Featured Fellow: Emily Magness (2024-2025 David Center for the American Revolution Short-Term Research Fellow)
The Library & Museum at the American Philosophical Society supports a diverse community of scholars working on a wide-range of projects in fields including early American history, history of science and technology, and Native American and Indigenous Studies, among others. Additional information about our fellowship programming and other funding opportunities can be found here.
Briefly describe your research project.
My dissertation investigates Cherokee women’s political leadership during the Anglo-Cherokee War (1756–1762). I use Native American and Indigenous Studies methods to place the war in a distinctly Cherokee worldview, providing cultural context for the archival and material culture sources I use. In doing so, I show that Cherokee ways of knowing are essential to understanding the Southeast, and that Cherokee women defined kin, town, and regional politics in the turbulent 18th century.
What collections did you use while working at the APS?

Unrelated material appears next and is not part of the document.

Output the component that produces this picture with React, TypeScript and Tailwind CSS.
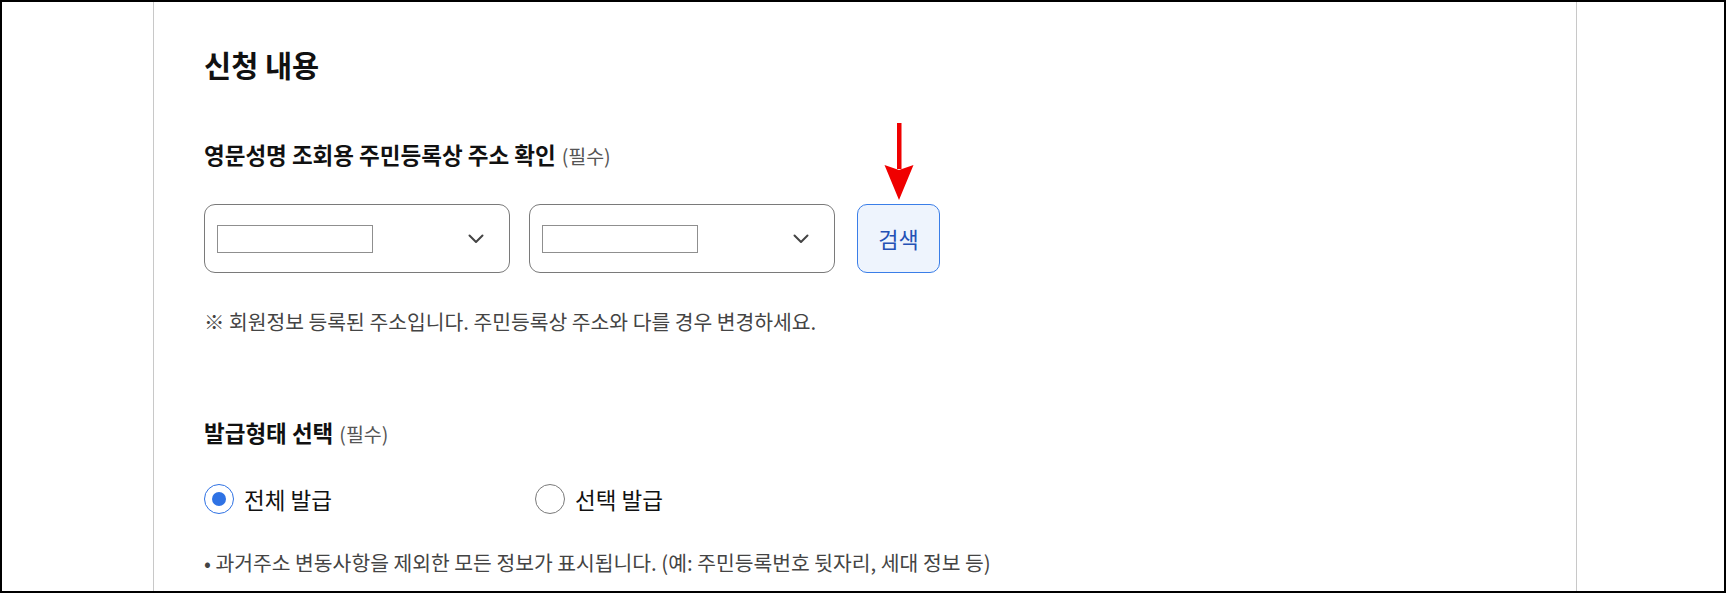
import { useState } from 'react'

const font = { fontFamily: '"Noto Sans CJK KR", "Noto Sans", sans-serif' }

function Chevron() {
  return (
    <svg width="16" height="10" viewBox="0 0 16 10" fill="none" className="shrink-0">
      <path d="M1.5 1.5 L8 8 L14.5 1.5" stroke="#444" strokeWidth="2" strokeLinecap="round" strokeLinejoin="round" />
    </svg>
  )
}

function AddressSelect() {
  return (
    <div className="flex items-center justify-between w-[306px] h-[69px] pl-[12px] pr-[25px] bg-white border border-[#7a7a7a] rounded-[11px]">
      <div className="w-[156px] h-[28px] border border-[#8f8f8f] bg-white" />
      <Chevron />
    </div>
  )
}

function RedArrow() {
  return (
    <svg
      width="30"
      height="78"
      viewBox="0 0 30 78"
      className="absolute left-1/2 -translate-x-1/2 bottom-[calc(100%+3px)]"
    >
      <rect x="13" y="0" width="4.5" height="46" fill="#f00000" />
      <polygon points="0.5,42 15,47 29.5,42 15,77" fill="#f00000" />
    </svg>
  )
}

function Radio({ checked, label, onClick }: { checked: boolean; label: string; onClick: () => void }) {
  return (
    <button onClick={onClick} className="flex items-center gap-[10px] w-[331px] h-[30px] text-left">
      <span
        className={`flex items-center justify-center w-[30px] h-[30px] rounded-full bg-white ${
          checked ? 'border-[1.5px] border-[#2f72e4]' : 'border border-[#7a7a7a]'
        }`}
      >
        {checked && <span className="w-[14px] h-[14px] rounded-full bg-[#2f72e4]" />}
      </span>
      <span className="text-[22.5px] leading-[30px] text-[#111]">{label}</span>
    </button>
  )
}

export default function App() {
  const [issueType, setIssueType] = useState<'all' | 'select'>('all')

  return (
    <div style={font} className="w-[1726px] h-[593px] border-2 border-black bg-white overflow-hidden flex">
      <div className="w-[151px] shrink-0" />
      <div className="w-[1424px] shrink-0 h-full border-l border-r border-[#c8c8c8] pl-[50px] pt-[44px]">
        <h1 className="text-[29.5px] leading-[36px] font-bold text-[#111]">신청 내용</h1>

        <div className="mt-[57px] flex items-baseline gap-[6px]">
          <h2 className="text-[22.5px] leading-[30px] font-bold text-[#111]">영문성명 조회용 주민등록상 주소 확인</h2>
          <span className="text-[19.5px] leading-[30px] text-[#555]">(필수)</span>
        </div>

        <div className="mt-[33px] flex items-center">
          <AddressSelect />
          <div className="ml-[19px]">
            <AddressSelect />
          </div>
          <div className="relative ml-[22px]">
            <RedArrow />
            <button className="w-[83px] h-[69px] rounded-[10px] border border-[#3a7ee8] bg-[#eef4fd] text-[22px] text-[#2451b5]">
              검색
            </button>
          </div>
        </div>

        <p className="mt-[34px] text-[20.4px] leading-[28px] text-[#444]">
          ※ 회원정보 등록된 주소입니다. 주민등록상 주소와 다를 경우 변경하세요.
        </p>

        <div className="mt-[82px] flex items-baseline gap-[6px]">
          <h2 className="text-[22.5px] leading-[30px] font-bold text-[#111]">발급형태 선택</h2>
          <span className="text-[19.5px] leading-[30px] text-[#555]">(필수)</span>
        </div>

        <div className="mt-[35px] flex items-center">
          <Radio checked={issueType === 'all'} label="전체 발급" onClick={() => setIssueType('all')} />
          <Radio checked={issueType === 'select'} label="선택 발급" onClick={() => setIssueType('select')} />
        </div>

        <p className="mt-[34px] text-[20.4px] leading-[28px] text-[#444]">
          • 과거주소 변동사항을 제외한 모든 정보가 표시됩니다. (예: 주민등록번호 뒷자리, 세대 정보 등)
        </p>
      </div>
    </div>
  )
}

I worked with several collections while at the APS: the Edward Shippen Papers, a variety of published collections of colonial and military records, and the James Grant microfilm collection.
What’s the most interesting or most exciting thing you found in the collections?

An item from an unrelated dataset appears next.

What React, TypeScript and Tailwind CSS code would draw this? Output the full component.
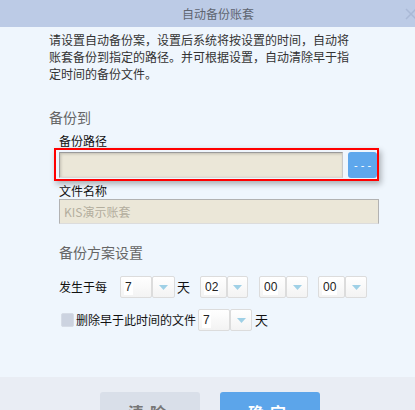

James Grant’s correspondence contains messages to and from other colonial military officers detailing Grant’s efforts to drive Lower and Middle Town Cherokees out of their homelands and into the mountains. His July 11, 1761, letter to Virginia commander William Byrd detailed how, when confronted with Grant’s army, the warriors of Tasse and Noquisiyi gave up the fight and ran to save their wives and children before Grant’s forces could destroy their towns. While brutal to read, much like the rest of Grant’s correspondence, this letter required me to think about war through the lens of families, rather than armies or war parties.

Do you have any tips or suggestions for future fellows or researchers?

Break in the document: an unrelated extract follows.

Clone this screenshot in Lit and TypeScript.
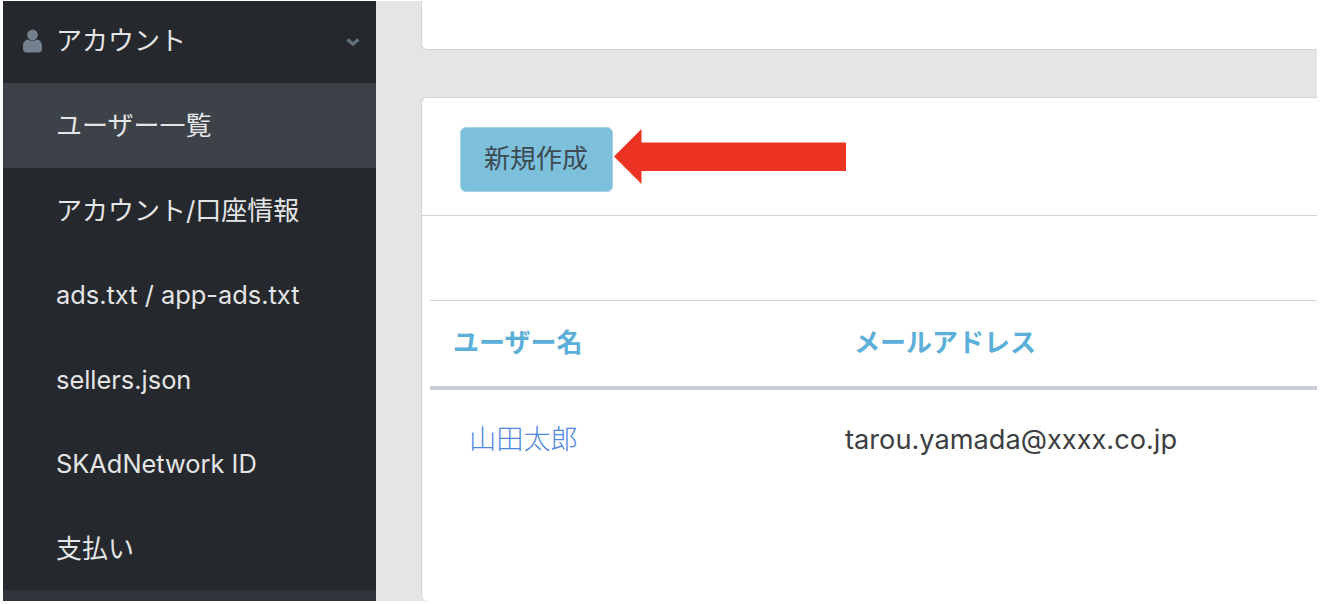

Keep an open mind. I came to the APS with a list of items I wanted to see but found many more while going through collections in-person.
Any suggestions for must-see places or things to do in Philadelphia?
I had not spent much time in Philadelphia before coming to the APS, so I enjoyed being a tourist and visiting the iconic landmarks in Independence Square.
Emily Dixon Magness (Cherokee Nation, Shawnee Tribe) is a Ph.D. candidate in history at William & Mary. Emily's work focuses on Cherokee women and their skillful negotiations with Indigenous and imperial polities in the eighteenth-century Southeast. Her dissertation, titled “If you had paid attention, you would know”: Gender, Politics, and Power in the Anglo-Cherokee War, puts these eighteenth-century political clashes and alliances into a Cherokee worldview, demonstrating that Cherokee women and their political priorities were at the forefront of war and peace during the Anglo-Cherokee War, a particularly turbulent moment for Anglo-Cherokee relations.